■ TASK REQUIREMENTS
Lines containing the string "that" are to be counted; report only how many there are.

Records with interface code
.....
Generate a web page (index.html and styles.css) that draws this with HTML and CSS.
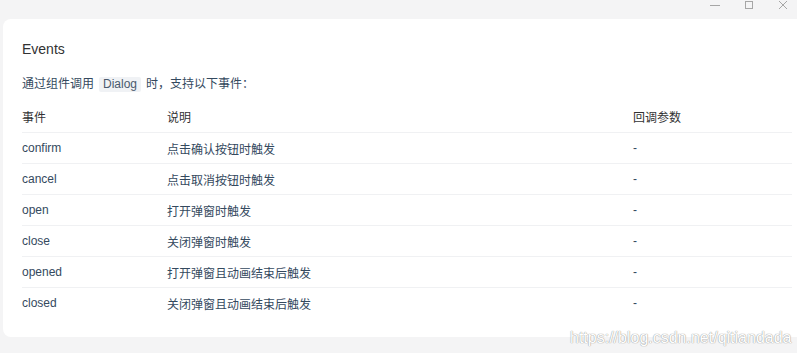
FILE: index.html
```html
<!DOCTYPE html>
<html lang="zh-CN">
<head>
<meta charset="utf-8">
<link rel="stylesheet" href="styles.css">
</head>
<body>
<div class="titlebar">
  <svg class="win-icon" width="10" height="10" viewBox="0 0 10 10"><line x1="0" y1="5.5" x2="10" y2="5.5" stroke="#a6a6a6" stroke-width="1"/></svg>
  <svg class="win-icon" width="10" height="10" viewBox="0 0 10 10"><rect x="1.5" y="1.5" width="7" height="7" fill="none" stroke="#a6a6a6" stroke-width="1"/></svg>
  <svg class="win-icon" width="10" height="10" viewBox="0 0 10 10"><path d="M1 1L9 9M9 1L1 9" stroke="#a6a6a6" stroke-width="1"/></svg>
</div>
<div class="card">
  <h3 class="title">Events</h3>
  <p class="desc">通过组件调用<code class="chip">Dialog</code>时，支持以下事件：</p>
  <div class="table">
    <div class="row head"><div>事件</div><div>说明</div><div>回调参数</div></div>
    <div class="row"><div>confirm</div><div>点击确认按钮时触发</div><div>-</div></div>
    <div class="row"><div>cancel</div><div>点击取消按钮时触发</div><div>-</div></div>
    <div class="row"><div>open</div><div>打开弹窗时触发</div><div>-</div></div>
    <div class="row"><div>close</div><div>关闭弹窗时触发</div><div>-</div></div>
    <div class="row"><div>opened</div><div>打开弹窗且动画结束后触发</div><div>-</div></div>
    <div class="row last"><div>closed</div><div>关闭弹窗且动画结束后触发</div><div>-</div></div>
  </div>
</div>
<div class="watermark">https://blog.csdn.net/qitiandada</div>
</body>
</html>
```
FILE: styles.css
```css
html, body {
  margin: 0;
  padding: 0;
}
body {
  width: 797px;
  height: 353px;
  overflow: hidden;
  background: #f4f4f5;
  font-family: "Liberation Sans", Arial, "Noto Sans CJK SC", sans-serif;
  color: #34495e;
  position: relative;
}
.titlebar {
  height: 19px;
  display: flex;
  justify-content: flex-end;
  align-items: flex-start;
  gap: 24px;
  padding-right: 9px;
  box-sizing: border-box;
}
.win-icon {
  display: block;
}
.card {
  margin-left: 3px;
  background: #fff;
  border-radius: 8px 0 0 8px;
  padding: 19px 5px 19px 19px;
}
.title {
  margin: 0;
  font-size: 14px;
  line-height: 22px;
  font-weight: normal;
  color: #323233;
}
.desc {
  margin: 14px 0 0;
  font-size: 12px;
  line-height: 20px;
  color: #34495e;
}
.chip {
  display: inline-block;
  font-family: "Liberation Sans", Arial, sans-serif;
  font-size: 12px;
  line-height: 15px;
  padding: 0 4px;
  margin: 0 5px;
  background: #f0f2f5;
  border-radius: 2px;
  color: #4a5a6e;
}
.table {
  margin-top: 7px;
  font-size: 12px;
}
.row {
  display: grid;
  grid-template-columns: 145px 466px 1fr;
  height: 30px;
  align-items: center;
  border-bottom: 1px solid #f0f1f3;
  color: #34495e;
}
.row.head {
  height: 31px;
  color: #323233;
}
.row.last {
  border-bottom: none;
}
.watermark {
  position: absolute;
  left: 570px;
  top: 329px;
  font-size: 16px;
  line-height: 18px;
  color: #ffffff;
  text-shadow: 0 0 1px #9a9a9a, 0 0 1px #9a9a9a;
  white-space: nowrap;
}
```
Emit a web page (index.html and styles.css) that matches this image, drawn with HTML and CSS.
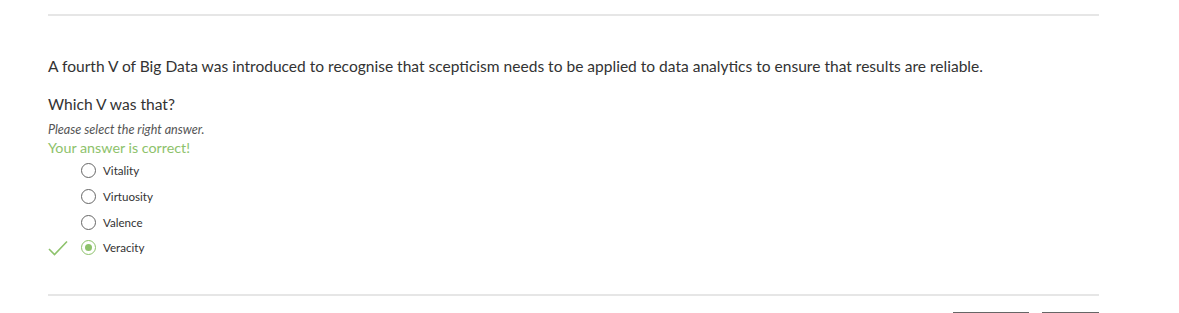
FILE: index.html
```html
<!DOCTYPE html>
<html>
<head>
<meta charset="utf-8">
<link rel="stylesheet" href="styles.css">
</head>
<body>
<div class="page">
  <hr class="rule top">
  <div class="question">
    <p class="stem">A fourth V of Big Data was introduced to recognise that scepticism needs to be applied to data analytics to ensure that results are reliable.</p>
    <p class="ask">Which V was that?</p>
    <p class="hint">Please select the right answer.</p>
    <p class="feedback">Your answer is correct!</p>
    <ul class="options">
      <li class="option"><span class="mark"></span><span class="radio"></span><span class="label">Vitality</span></li>
      <li class="option"><span class="mark"></span><span class="radio"></span><span class="label">Virtuosity</span></li>
      <li class="option"><span class="mark"></span><span class="radio"></span><span class="label">Valence</span></li>
      <li class="option"><span class="mark"><svg width="20" height="16" viewBox="0 0 20 16"><path d="M1 9 L6.5 14.5 L19 1.5" fill="none" stroke="#8dc26b" stroke-width="1.6"/></svg></span><span class="radio checked"></span><span class="label">Veracity</span></li>
    </ul>
  </div>
  <hr class="rule bottom">
  <div class="actions">
    <span class="btn wide"></span>
    <span class="btn"></span>
  </div>
</div>
</body>
</html>
```

FILE: styles.css
```css
html, body { margin: 0; padding: 0; background: #fff; }
body { font-family: Lato, "Open Sans", sans-serif; color: #333; }
.page { width: 1051px; margin-left: 48px; }
.rule { border: 0; height: 2px; background: #e6e6e6; margin: 0; }
.rule.top { margin-top: 14px; }
.question { padding-top: 38px; }
.stem { margin: 0; font-size: 15.55px; line-height: 24px; color: #333; }
.ask { margin: 16px 0 0; font-size: 15.6px; line-height: 20px; color: #333; }
.hint { margin: 7px 0 0; font-size: 12.6px; font-style: italic; line-height: 17px; color: #555; }
.feedback { margin: 1px 0 0; font-size: 14.3px; line-height: 18px; color: #8dc26b; }
.options { list-style: none; margin: 1px 0 0; padding: 0; }
.option { display: flex; align-items: center; height: 25.7px; }
.mark { width: 33px; height: 16px; display: flex; align-items: center; }
.radio { border: 1px solid #666; border-radius: 50%; box-sizing: border-box; position: relative; flex: none; width: 15px; height: 15px; }
.radio.checked { border-color: #8dc26b; }
.radio.checked::after { content: ""; position: absolute; left: 3px; top: 3px; width: 7px; height: 7px; border-radius: 50%; background: #8dc26b; }
.label { margin-left: 7px; font-size: 11.6px; color: #333; }
.rule.bottom { margin-top: 33px; }
.actions { display: flex; justify-content: flex-end; gap: 13px; margin-top: 16px; }
.btn { display: block; width: 76px; height: 10px; border-top: 2px solid #666; }
.btn:last-child { width: 57px; }
```
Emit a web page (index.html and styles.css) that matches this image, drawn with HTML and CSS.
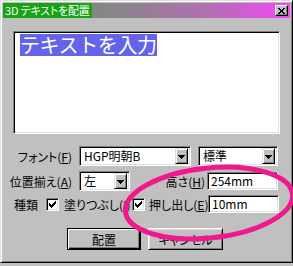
FILE: index.html
```html
<!DOCTYPE html>
<html lang="ja">
<head>
<meta charset="utf-8">
<title>3D テキストを配置</title>
<link rel="stylesheet" href="styles.css">
</head>
<body>
<div class="window">
  <div class="titlebar">
    <span class="title">3D テキストを配置</span>
    <span class="close"><svg width="7" height="6" viewBox="0 0 7 6" shape-rendering="crispEdges"><path fill="#000" d="M0 0h2v1h-2zM5 0h2v1h-2zM1 1h2v1h-2zM4 1h2v1h-2zM2 2h3v2h-3zM1 4h2v1h-2zM4 4h2v1h-2zM0 5h2v1h-2zM5 5h2v1h-2z"/></svg></span>
  </div>
  <div class="content">
    <div class="textarea"><span class="sel">テキストを入力</span></div>

    <div class="row r1">
      <span class="lbl lbl-main">フォント(<u>F</u>)</span>
      <div class="combo c-font"><span class="val">HGP明朝B</span><span class="dd"><svg width="7" height="4" viewBox="0 0 7 4" shape-rendering="crispEdges"><path fill="#000" d="M0 0h7v1h-7zM1 1h5v1h-5zM2 2h3v1h-3zM3 3h1v1h-1z"/></svg></span></div>
      <div class="combo c-style"><span class="val">標準</span><span class="dd"><svg width="7" height="4" viewBox="0 0 7 4" shape-rendering="crispEdges"><path fill="#000" d="M0 0h7v1h-7zM1 1h5v1h-5zM2 2h3v1h-3zM3 3h1v1h-1z"/></svg></span></div>
    </div>

    <div class="row r2">
      <span class="lbl lbl-main">位置揃え(<u>A</u>)</span>
      <div class="combo c-align"><span class="val">左</span><span class="dd"><svg width="7" height="4" viewBox="0 0 7 4" shape-rendering="crispEdges"><path fill="#000" d="M0 0h7v1h-7zM1 1h5v1h-5zM2 2h3v1h-3zM3 3h1v1h-1z"/></svg></span></div>
      <span class="lbl lbl-height">高さ(<u>H</u>)</span>
      <div class="edit"><span class="val">254mm</span></div>
    </div>

    <div class="row r3">
      <span class="lbl lbl-kind">種類</span>
      <span class="check"><svg width="9" height="9" viewBox="0 0 9 9" shape-rendering="crispEdges"><path fill="#000" d="M7 1h1v1h-1zM6 2h2v1h-2zM1 3h1v1h-1zM5 3h3v1h-3zM1 4h2v1h-2zM4 4h3v1h-3zM1 5h5v1h-5zM2 6h3v1h-3zM3 7h1v1h-1z"/></svg></span>
      <span class="lbl lbl-fill">塗りつぶし(<u>I</u>)</span>
      <span class="check check2"><svg width="9" height="9" viewBox="0 0 9 9" shape-rendering="crispEdges"><path fill="#000" d="M7 1h1v1h-1zM6 2h2v1h-2zM1 3h1v1h-1zM5 3h3v1h-3zM1 4h2v1h-2zM4 4h3v1h-3zM1 5h5v1h-5zM2 6h3v1h-3zM3 7h1v1h-1z"/></svg></span>
      <span class="lbl lbl-extrude">押し出し(<u>E</u>)</span>
      <div class="edit"><span class="val">10mm</span></div>
    </div>

    <div class="buttons">
      <span class="btn btn-default">配置</span>
      <span class="btn">キャンセル</span>
    </div>
  </div>
</div>
<svg class="annot" width="293" height="266" viewBox="0 0 293 266">
  <ellipse cx="209" cy="203" rx="84" ry="35" transform="rotate(-6 209 203)" fill="none" stroke="#f0188c" stroke-width="5"/>
</svg>
</body>
</html>
```
FILE: styles.css
```css
html, body {
  margin: 0;
  padding: 0;
  background: #c0c0c0;
}
body {
  position: relative;
  width: 293px;
  height: 266px;
  overflow: hidden;
  font-family: "Noto Sans CJK JP", "Liberation Sans", sans-serif;
  font-size: 12px;
  font-feature-settings: "palt";
  color: #000;
}
u { text-decoration: underline; text-underline-offset: 1px; }

.window {
  box-sizing: border-box;
  width: 293px;
  height: 263px;
  border: 1px solid;
  border-color: #dfdfdf #000 #000 #dfdfdf;
  box-shadow: inset 1px 1px #fff, inset -1px -1px #808080;
  padding: 2px;
  background: #c0c0c0;
}

.titlebar {
  display: flex;
  align-items: center;
  height: 15px;
  background: linear-gradient(to right, #808080 0%, #868686 38%, #b070b0 70%, #f448f4 100%);
}
.title {
  box-sizing: border-box;
  min-width: 89px;
  height: 15px;
  line-height: 15px;
  padding: 0 2px 0 2px;
  background: #14a414;
  color: #fff;
  font-size: 11px;
  letter-spacing: -0.2px;
  white-space: nowrap;
}
.close {
  box-sizing: border-box;
  margin-left: auto;
  margin-right: 2px;
  width: 13px;
  height: 11px;
  display: flex;
  align-items: center;
  justify-content: center;
  background: #c0c0c0;
  border: 1px solid;
  border-color: #fff #000 #000 #fff;
  box-shadow: inset -1px -1px #808080;
}
.close svg { display: block; }

.content {
  display: flex;
  flex-direction: column;
}

.textarea {
  box-sizing: border-box;
  margin: 13px 0 0 10px;
  width: 267px;
  height: 103px;
  background: #fff;
  border: 1px solid;
  border-color: #808080 #fff #fff #808080;
  box-shadow: inset 1px 1px #000, inset -1px -1px #dfdfdf;
  padding: 2px 0 0 6px;
}
.sel {
  display: inline-block;
  height: 22px;
  line-height: 22px;
  background: #6464ea;
  color: #fff;
  font-size: 20px;
  font-feature-settings: normal;
  letter-spacing: -0.4px;
  white-space: nowrap;
}

.row {
  display: flex;
  align-items: center;
  height: 20px;
}
.r1 { margin-top: 12px; }
.r2 { margin-top: 5px; }
.r3 { margin-top: 3px; }

.lbl { white-space: nowrap; }
.lbl-main {
  width: 69px;
  text-align: right;
  margin-right: 7px;
}
.lbl-height {
  width: 75px;
  text-align: right;
  margin-right: 2px;
}
.lbl-kind { margin-left: 11px; width: 32px; }
.lbl-fill { margin-left: 5px; width: 68px; }
.lbl-extrude { margin-left: 4px; width: 57px; text-align: right; margin-right: 2px; }

.combo, .edit {
  box-sizing: border-box;
  display: flex;
  align-items: center;
  background: #fff;
  border: 1px solid;
  border-color: #808080 #fff #fff #808080;
  box-shadow: inset 1px 1px #000, inset -1px -1px #dfdfdf;
  padding: 2px;
}
.combo { height: 20px; }
.edit { height: 18px; width: 71px; padding-left: 3px; }
.c-font { width: 112px; margin-right: 7px; }
.c-style { width: 80px; }
.c-align { width: 51px; }
.val {
  flex: 1;
  padding-left: 2px;
  line-height: 16px;
  white-space: nowrap;
}
.edit .val { padding-left: 0; line-height: 14px; }
.dd {
  box-sizing: border-box;
  width: 13px;
  height: 16px;
  display: flex;
  align-items: center;
  justify-content: center;
  background: #c0c0c0;
  border: 1px solid;
  border-color: #dfdfdf #000 #000 #dfdfdf;
  box-shadow: inset 1px 1px #fff, inset -1px -1px #808080;
}
.dd svg { display: block; margin-top: 1px; }

.check {
  box-sizing: border-box;
  width: 13px;
  height: 13px;
  background: #fff;
  border: 1px solid;
  border-color: #808080 #fff #fff #808080;
  box-shadow: inset 1px 1px #000, inset -1px -1px #dfdfdf;
  padding: 1px;
  display: flex;
}
.check svg { display: block; }

.buttons {
  display: flex;
  gap: 7px;
  margin-top: 14px;
  padding-left: 64px;
}
.btn {
  box-sizing: border-box;
  width: 75px;
  height: 22px;
  display: flex;
  align-items: center;
  justify-content: center;
  background: #c0c0c0;
  border: 1px solid;
  border-color: #fff #000 #000 #fff;
  box-shadow: inset 1px 1px #dfdfdf, inset -1px -1px #808080;
  white-space: nowrap;
}
.btn-default {
  width: 74px;
  border-color: #000;
  box-shadow: inset 1px 1px #fff, inset -1px -1px #000, inset -2px -2px #808080;
}

.annot {
  position: absolute;
  left: 0;
  top: 0;
  pointer-events: none;
}
```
.....
■ COMPLETE ANSWER
5